Petrol and diesel hybrids are a step in the right direction, but they still suffer from a reliance on fossil fuels. Plug-in electric cars are all well and good but they fundamentally alter the way we use a car – if a person with a petrol or diesel car wanted to drive from Cornwall to Dundee tomorrow they could, the only constraints are the cost of fuel and our time. That’s just not possible with a plug-in. The elephant in the room with plug-ins, though, is where the electricity necessary for an electric car comes from. Power stations generate pollution.

One thing that both hybrids and plug-ins have in their favour is running costs. Yes, they’re expensive, costing considerably more than their conventional rivals, and while the green grants offered by the government offer a considerable saving, they’re still not what anyone would call cheap. When buying a hybrid or a plug-in, it’s a question of playing the long game. You’ll pay more today but you’ll be saving money in later life. For example, some owners of pure-electric cars have calculated their running costs at as little as one pence per mile.

Hybrids, meanwhile, are capable of almost astronomical mileage before refuelling. Like the diesels of old, a person would pay more in the showroom while reaping the benefits on the road. However, their reliance on fossil fuels will, ultimately, be their undoing. As we move deeper into the 21st century, there will be an increasing need for a clean, abundant fuel source.

The future is hydrogen.

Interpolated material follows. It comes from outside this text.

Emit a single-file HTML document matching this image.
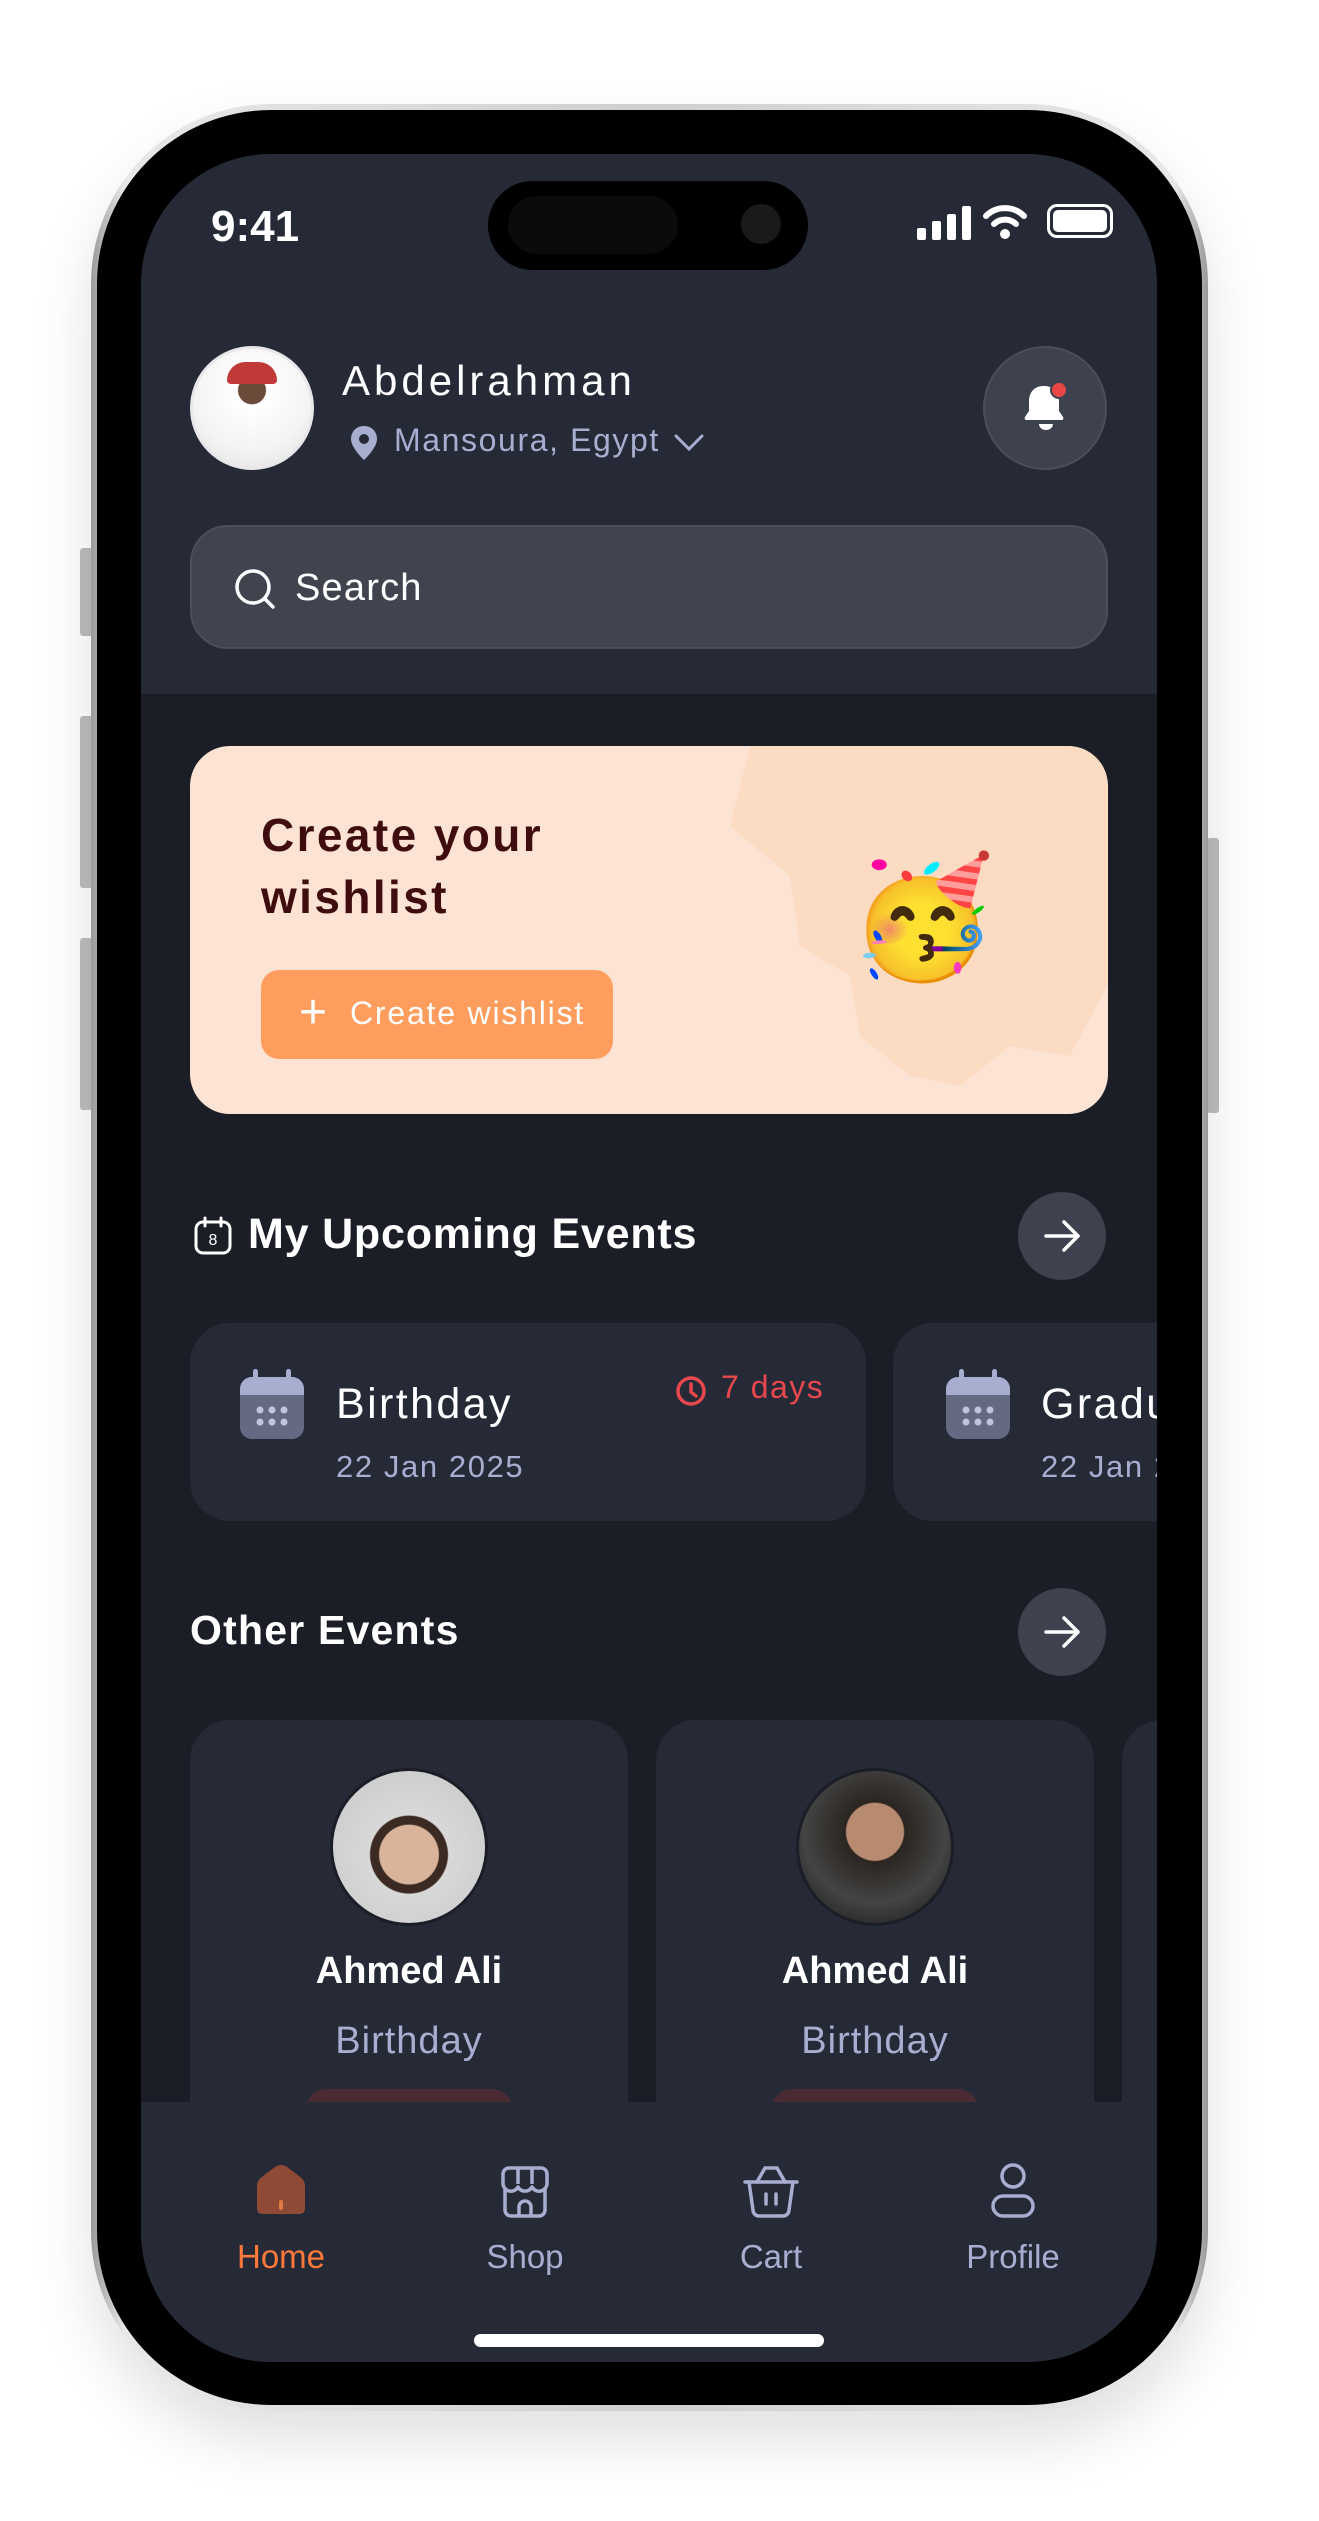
<!DOCTYPE html>
<html><head><meta charset="utf-8">
<style>
*{margin:0;padding:0;box-sizing:border-box}
body{width:1319px;height:2521px;background:#fff;position:relative;overflow:hidden;font-family:"Liberation Sans",sans-serif}
.abs{position:absolute}
.frame{left:91px;top:104px;width:1117px;height:2307px;border-radius:180px;background:linear-gradient(90deg,#9a9a9a,#e8e8e8 3%,#cfcfcf 50%,#e8e8e8 97%,#9a9a9a);box-shadow:0 30px 60px rgba(0,0,0,.12)}
.bezel{left:97px;top:110px;width:1105px;height:2295px;border-radius:174px;background:#000}
.screen{left:141px;top:154px;width:1016px;height:2208px;border-radius:130px;background:#1b1e26;overflow:hidden}
.btn{background:#bdbdbd;border-radius:3px}
.t{position:absolute;white-space:nowrap}
</style></head><body>
<div class="abs btn" style="left:80px;top:548px;width:12px;height:88px"></div>
<div class="abs btn" style="left:80px;top:716px;width:12px;height:172px"></div>
<div class="abs btn" style="left:80px;top:938px;width:12px;height:172px"></div>
<div class="abs btn" style="left:1207px;top:838px;width:12px;height:275px"></div>
<div class="abs frame"></div>
<div class="abs bezel"></div>
<div class="abs screen">
  <div class="abs" style="left:0;top:0;width:1016px;height:540px;background:#262a36"></div>
  <div class="t" style="left:70px;top:48px;color:#fff;font-size:44px;font-weight:bold">9:41</div>
  <div class="abs" style="left:347px;top:27px;width:320px;height:89px;border-radius:45px;background:#000"></div>
  <div class="abs" style="left:367px;top:42px;width:170px;height:58px;border-radius:29px;background:#0b0b0b"></div>
  <div class="abs" style="left:600px;top:50px;width:40px;height:40px;border-radius:20px;background:#1a1a1a"></div>
  <svg class="abs" style="left:776px;top:52px" width="56" height="34"><rect x="0" y="22" width="9" height="12" rx="2" fill="#fff"/><rect x="15" y="15" width="9" height="19" rx="2" fill="#fff"/><rect x="30" y="8" width="9" height="26" rx="2" fill="#fff"/><rect x="45" y="0" width="9" height="34" rx="2" fill="#fff"/></svg>
  <svg class="abs" style="left:842px;top:50px" width="44" height="36" viewBox="0 0 44 36"><path d="M3 12 A27 27 0 0 1 41 12" stroke="#fff" stroke-width="6" fill="none" stroke-linecap="round"/><path d="M11 20 A16 16 0 0 1 33 20" stroke="#fff" stroke-width="6" fill="none" stroke-linecap="round"/><circle cx="22" cy="30" r="5" fill="#fff"/></svg>
  <div class="abs" style="left:906px;top:50px;width:66px;height:34px;border:3px solid #fff;border-radius:10px;padding:3px"><div style="width:100%;height:100%;background:#fff;border-radius:5px"></div></div>
  <div class="abs" style="left:49px;top:192px;width:124px;height:124px;border-radius:62px;background:radial-gradient(circle at 50% 35%,#6b4a3a 0 14%,#fff 15%,#f4f4f4 60%,#e0e0e0);border:3px solid #e8e8e8"></div>
  <div class="abs" style="left:86px;top:208px;width:50px;height:22px;background:#c03a3a;border-radius:20px 20px 4px 4px"></div>
  <div class="t" style="left:201px;top:203px;color:#fff;font-size:42px;letter-spacing:4px">Abdelrahman</div>
  <svg class="abs" style="left:208px;top:270px" width="30" height="38" viewBox="0 0 30 38"><path d="M15 2C7 2 2 8 2 15c0 9 13 21 13 21s13-12 13-21C28 8 23 2 15 2z" fill="#a8aed0"/><circle cx="15" cy="15" r="5" fill="#262a36"/></svg>
  <div class="t" style="left:253px;top:268px;color:#a8aed0;font-size:32px;letter-spacing:1.6px">Mansoura, Egypt</div>
  <svg class="abs" style="left:532px;top:279px" width="32" height="20"><path d="M3 3l13 13 13-13" stroke="#a8aed0" stroke-width="3" fill="none" stroke-linecap="round"/></svg>
  <div class="abs" style="left:842px;top:192px;width:124px;height:124px;border-radius:62px;background:#3e424e;border:2px solid #4a4e5a"></div>
  <svg class="abs" style="left:880px;top:226px" width="50" height="56" viewBox="0 0 50 56"><path d="M22 6c-9 0-14 7-14 15v10l-4 6c-1 2 0 3 2 3h34c2 0 3-1 2-3l-4-6V21c0-8-6-15-14-15z" fill="#fff"/><path d="M18 44a7 6 0 0 0 14 0z" fill="#fff"/><circle cx="38" cy="10" r="8" fill="#e84545" stroke="#3e424e" stroke-width="2"/></svg>
  <div class="abs" style="left:49px;top:371px;width:918px;height:124px;border-radius:38px;background:#41444f;border:2px solid #4c4f5a"></div>
  <svg class="abs" style="left:92px;top:413px" width="44" height="44" viewBox="0 0 44 44"><circle cx="20" cy="20" r="16" stroke="#fff" stroke-width="3.5" fill="none"/><path d="M32 32l8 8" stroke="#fff" stroke-width="3.5" stroke-linecap="round"/></svg>
  <div class="t" style="left:154px;top:413px;color:#fff;font-size:38px;letter-spacing:1.2px">Search</div>
  <div class="abs" style="left:49px;top:592px;width:918px;height:368px;border-radius:40px;background:#fde3d3;overflow:hidden">
    <svg class="abs" style="left:520px;top:0" width="397" height="367" viewBox="0 0 397 367"><path d="M40 0H397V240L360 310 300 300 250 340 200 330 150 290 140 230 90 200 80 130 20 80z" fill="#fcdbc3"/></svg>
  </div>
  <div class="t" style="left:120px;top:650px;color:#3f0d0d;font-size:46px;font-weight:bold;line-height:62px;letter-spacing:2.4px">Create your<br>wishlist</div>
  <div class="abs" style="left:120px;top:816px;width:352px;height:89px;border-radius:18px;background:#ff9d5f"></div>
  <div class="t" style="left:158px;top:831px;color:#fff;font-size:48px;line-height:56px">+</div>
  <div class="t" style="left:209px;top:841px;color:#fff;font-size:32px;letter-spacing:1.8px">Create wishlist</div>
  <div class="t" style="left:708px;top:694px;font-size:118px;line-height:140px;font-family:'Noto Color Emoji','DejaVu Sans',sans-serif">🥳</div>
  <svg class="abs" style="left:52px;top:1062px" width="40" height="40" viewBox="0 0 40 40"><rect x="3" y="6" width="34" height="31" rx="7" stroke="#fff" stroke-width="3" fill="none"/><path d="M12 2v8M28 2v8" stroke="#fff" stroke-width="3" stroke-linecap="round"/><text x="20" y="29" fill="#fff" font-size="16" text-anchor="middle" font-family="Liberation Sans">8</text></svg>
  <div class="t" style="left:107px;top:1056px;color:#fff;font-size:43px;font-weight:bold;letter-spacing:0.8px">My Upcoming Events</div>
  <div class="abs" style="left:877px;top:1038px;width:88px;height:88px;border-radius:44px;background:#3e424e"></div>
  <svg class="abs" style="left:901px;top:1062px" width="40" height="40"><path d="M4 20h32M22 6l14 14-14 14" stroke="#fff" stroke-width="3.5" fill="none" stroke-linecap="round" stroke-linejoin="round"/></svg>
  <div class="abs" style="left:49px;top:1169px;width:676px;height:198px;border-radius:40px;background:#262a37"></div>
  <div class="abs" style="left:752px;top:1169px;width:400px;height:198px;border-radius:40px;background:#262a37"></div>
  <svg class="abs" style="left:99px;top:1215px" width="64" height="72" viewBox="0 0 64 72"><rect x="0" y="8" width="64" height="62" rx="12" fill="#646a82"/><path d="M0 20a12 12 0 0 1 12-12h40a12 12 0 0 1 12 12v6H0z" fill="#a8aed0"/><rect x="13" y="0" width="5" height="14" rx="2.5" fill="#a8aed0"/><rect x="46" y="0" width="5" height="14" rx="2.5" fill="#a8aed0"/><g fill="#c0c5e0"><circle cx="20" cy="41" r="3.5"/><circle cx="32" cy="41" r="3.5"/><circle cx="44" cy="41" r="3.5"/><circle cx="20" cy="53" r="3.5"/><circle cx="32" cy="53" r="3.5"/><circle cx="44" cy="53" r="3.5"/></g></svg>
  <svg class="abs" style="left:805px;top:1215px" width="64" height="72" viewBox="0 0 64 72"><rect x="0" y="8" width="64" height="62" rx="12" fill="#646a82"/><path d="M0 20a12 12 0 0 1 12-12h40a12 12 0 0 1 12 12v6H0z" fill="#a8aed0"/><rect x="13" y="0" width="5" height="14" rx="2.5" fill="#a8aed0"/><rect x="46" y="0" width="5" height="14" rx="2.5" fill="#a8aed0"/><g fill="#c0c5e0"><circle cx="20" cy="41" r="3.5"/><circle cx="32" cy="41" r="3.5"/><circle cx="44" cy="41" r="3.5"/><circle cx="20" cy="53" r="3.5"/><circle cx="32" cy="53" r="3.5"/><circle cx="44" cy="53" r="3.5"/></g></svg>
  <div class="t" style="left:195px;top:1226px;color:#fff;font-size:43px;letter-spacing:2.4px">Birthday</div>
  <div class="t" style="left:195px;top:1295px;color:#a8aed0;font-size:31px;letter-spacing:1.6px">22 Jan 2025</div>
  <svg class="abs" style="left:533px;top:1220px" width="34" height="34"><circle cx="17" cy="17" r="13" stroke="#e8484d" stroke-width="3.5" fill="none"/><path d="M17 10v8l5 4" stroke="#e8484d" stroke-width="3.5" fill="none" stroke-linecap="round"/></svg>
  <div class="t" style="left:580px;top:1215px;color:#e8484d;font-size:32px;letter-spacing:1.5px">7 days</div>
  <div class="t" style="left:900px;top:1226px;color:#fff;font-size:43px;letter-spacing:2.4px">Graduation</div>
  <div class="t" style="left:900px;top:1295px;color:#a8aed0;font-size:31px;letter-spacing:1.6px">22 Jan 2025</div>
  <div class="t" style="left:49px;top:1453px;color:#fff;font-size:41px;font-weight:bold;letter-spacing:1.2px">Other Events</div>
  <div class="abs" style="left:877px;top:1434px;width:88px;height:88px;border-radius:44px;background:#3e424e"></div>
  <svg class="abs" style="left:901px;top:1458px" width="40" height="40"><path d="M4 20h32M22 6l14 14-14 14" stroke="#fff" stroke-width="3.5" fill="none" stroke-linecap="round" stroke-linejoin="round"/></svg>
  <div class="abs" style="left:49px;top:1566px;width:438px;height:500px;border-radius:40px;background:#262a37"></div>
  <div class="abs" style="left:515px;top:1566px;width:438px;height:500px;border-radius:40px;background:#262a37"></div>
  <div class="abs" style="left:981px;top:1566px;width:100px;height:500px;border-radius:40px;background:#262a37"></div>
  <div class="abs" style="left:189px;top:1614px;width:158px;height:158px;border-radius:79px;background:radial-gradient(circle at 50% 55%,#d9b49a 0 26%,#3a2a22 27%,#3a2a22 34%,#d8d8d8 35%,#c8c8c8);border:3px solid #1b1e26"></div>
  <div class="abs" style="left:655px;top:1614px;width:158px;height:158px;border-radius:79px;background:radial-gradient(circle at 50% 40%,#b88a70 0 24%,#2a2520 25%,#444 60%,#111);border:3px solid #1b1e26"></div>
  <div class="t" style="left:49px;width:438px;text-align:center;top:1796px;color:#fff;font-size:38px;font-weight:bold">Ahmed Ali</div>
  <div class="t" style="left:515px;width:438px;text-align:center;top:1796px;color:#fff;font-size:38px;font-weight:bold">Ahmed Ali</div>
  <div class="t" style="left:49px;width:438px;text-align:center;top:1866px;color:#a8aed0;font-size:38px;letter-spacing:1px">Birthday</div>
  <div class="t" style="left:515px;width:438px;text-align:center;top:1866px;color:#a8aed0;font-size:38px;letter-spacing:1px">Birthday</div>
  <div class="abs" style="left:165px;top:1935px;width:206px;height:40px;border-radius:20px;background:#4a2a33"></div>
  <div class="abs" style="left:631px;top:1935px;width:206px;height:40px;border-radius:20px;background:#4a2a33"></div>
  <div class="abs" style="left:0;top:1948px;width:1016px;height:266px;background:#262a37"></div>
  <svg class="abs" style="left:112px;top:2010px" width="56" height="52" viewBox="0 0 56 52"><path d="M4 22 Q4 16 10 12 L22 3 Q28 -1 34 3 L46 12 Q52 16 52 22 V44 Q52 50 46 50 H10 Q4 50 4 44z" fill="#8e4a34"/><rect x="26" y="36" width="4" height="10" rx="2" fill="#e07a40"/></svg>
  <div class="t" style="left:40px;width:200px;text-align:center;top:2084px;color:#ff7a3a;font-size:33px">Home</div>
  <svg class="abs" style="left:356px;top:2010px" width="56" height="56" viewBox="0 0 56 56" fill="none" stroke="#a8aed0" stroke-width="3.5" stroke-linejoin="round"><path d="M6 10a6 6 0 0 1 6-6h32a6 6 0 0 1 6 6v10a8 8 0 0 1-15 3 8 8 0 0 1-14 0 8 8 0 0 1-15-3z"/><path d="M8 24v22a6 6 0 0 0 6 6h28a6 6 0 0 0 6-6V24"/><path d="M21 4v16M35 4v16"/><path d="M22 52v-9a6 6 0 0 1 12 0v9"/></svg>
  <div class="t" style="left:284px;width:200px;text-align:center;top:2084px;color:#a8aed0;font-size:33px">Shop</div>
  <svg class="abs" style="left:600px;top:2008px" width="60" height="58" viewBox="0 0 60 58" fill="none" stroke="#a8aed0" stroke-width="3.5" stroke-linecap="round" stroke-linejoin="round"><path d="M4 20h52"/><path d="M8 20l4 28a6 6 0 0 0 6 6h24a6 6 0 0 0 6-6l4-28"/><path d="M16 20L24 6M44 20L36 6M24 6h12"/><path d="M25 32v10M35 32v10"/></svg>
  <div class="t" style="left:530px;width:200px;text-align:center;top:2084px;color:#a8aed0;font-size:33px">Cart</div>
  <svg class="abs" style="left:848px;top:2008px" width="48" height="58" viewBox="0 0 48 58" fill="none" stroke="#a8aed0" stroke-width="3.5"><circle cx="24" cy="14" r="11"/><rect x="4" y="34" width="40" height="20" rx="10"/></svg>
  <div class="t" style="left:772px;width:200px;text-align:center;top:2084px;color:#a8aed0;font-size:33px">Profile</div>
  <div class="abs" style="left:333px;top:2180px;width:350px;height:13px;border-radius:7px;background:#fff"></div>
</div>
</body></html>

Hydrogen is one of the most abundant gases in the universe so there are no issues with supply and, unlike fossil fuels, you don’t need to drill for it or refine it. It also doesn’t endanger the environment like an oil slick.

With a hydrogen vehicle, the compressed gas is used to generate electricity and power the motor. All that comes out of the exhaust pipe is water. Pure water. So, while saving money on running costs, you’ll be saving the planet, too.

While other manufacturers have gone with an alternative that still relies on fossil fuels, Honda has been at the forefront of hydrogen cell technology for a good few years now. The brand have just unveiled its latest fuel-cell concept at the Los Angeles Motorshow and have high hopes for the FCEV (Fuel Cell Electric Vehicle), which, they say, will arrive in the US and Japan in 2015.

“The Honda FCEV Concept demonstrates the company’s vision for the future of personal mobility and our commitment to developing advanced alternative fuel vehicles,” explains Mike Accavitti, senior vice president of American Honda Motor Co., Inc. “As we work toward the introduction of our next-generation fuel-cell vehicle in 2015, our long-term experience with fuel-cell technologies will help us pave a way towards a zero-emissions future.”

Honda has led the industry in the development and deployment of fuel-cell electric vehicles. In 2002, Honda was one of the firms to begin a retail initiative with the leasing of its fuel-cell electric vehicles to fleet customers. Honda was also the first motoring business to put a fuel-cell electric vehicle in the hands of normal, everyday drivers, back in 2005. Today, about two dozen customers are driving the FCX Clarity, enjoying the benefits of driving this advanced technology vehicle while also contributing valuable experience, helping Honda to advance fuel-cell technology for the future.

While hydrogen remains the most logical fuel for the future, it’s currently expensive: there are few fuelling stations and the big fuel companies are resistant to hydrogen since it threatens the current monopoly they have over motorists.

As with all technology, the early adopters pay the highest price. But with Honda pushing ahead with the FCEV, the possibility of everyday hydrogen cars takes another step forward.